我々は、LLMエージェントによる対話的因果発見を評価するためのスケーラブルな環境であるCausaLabを紹介する。従来の評価とは異なり、CausaLabはエージェントが因果的証拠を用いて問題を解決できるかどうか、そしてその回答が忠実に回復された因果メカニズムに基づいているかどうかの両方を評価する。各エピソードでは、エージェントを合成実験室に配置する。エージェントは事前の測定記録を受け取り、操作子結晶に介入し、同じメカニズムに支配された保留中の反応器結晶の共振周波数を予測する。隠されたデータ生成プロセスはランダムにサンプリングされた構造的因果モデル（SCM）であり、成功するには事前知識を想起するのではなく、因果グラフと構造方程式の両方を回復する必要がある。実験では、予測とメカニズム回復の間に持続的なギャップが見られる。純粋な観測設定の6ノードの場合、GPT-5.2-highはタスク精度92%に達するが、全エッジF1は0.471に過ぎない。観測と介入を混合した戦略は構造的忠実度を向上させるが、純粋な介入は強力なエージェントにとっても困難である。
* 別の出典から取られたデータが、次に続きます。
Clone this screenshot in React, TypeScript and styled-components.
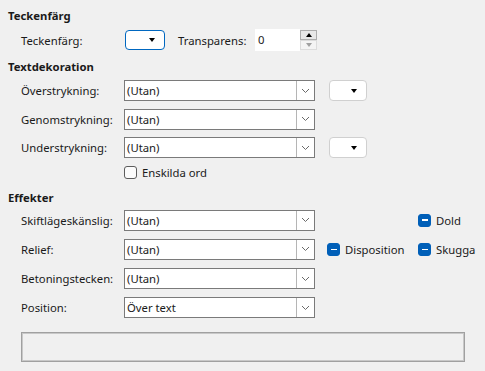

我々は早期終了を主要な弱点として特定し、一貫性検証がそれを軽減することを示す。したがって、CausaLabは予測的成功と因果理解を分離し、現在のLLMエージェントが実験的因果推論者として持つ限界を明らかにする。

English

We introduce CausaLab, a scalable environment for evaluating interactive causal discovery by LLM agents. Unlike prior evaluations, CausaLab evaluates both whether an agent can solve a problem using causal evidence and whether its answer is grounded in a faithful recovered causal mechanism. Each episode places an agent in a synthetic laboratory: it receives prior measurement records, intervenes on a manipulator crystal, and predicts the resonance frequency of a held-out reactor crystal governed by the same mechanism. The hidden data-generating process is a randomly sampled structural causal model (SCM), so success requires recovering both a causal graph and structural equations rather than recalling prior knowledge. Experiments show a persistent gap between prediction and mechanism recovery: in the purely observational 6-node setting, GPT-5.2-high reaches 92% task accuracy but only 0.471 all-edge F_1. Mixed observation-intervention strategies improve structural fidelity, while pure intervention remains difficult even for strong agents. We identify premature stopping as a major weakness and show that consistency verification mitigates it. CausaLab therefore separates predictive success from causal understanding and exposes current LLM agents' limits as experimental causal reasoners.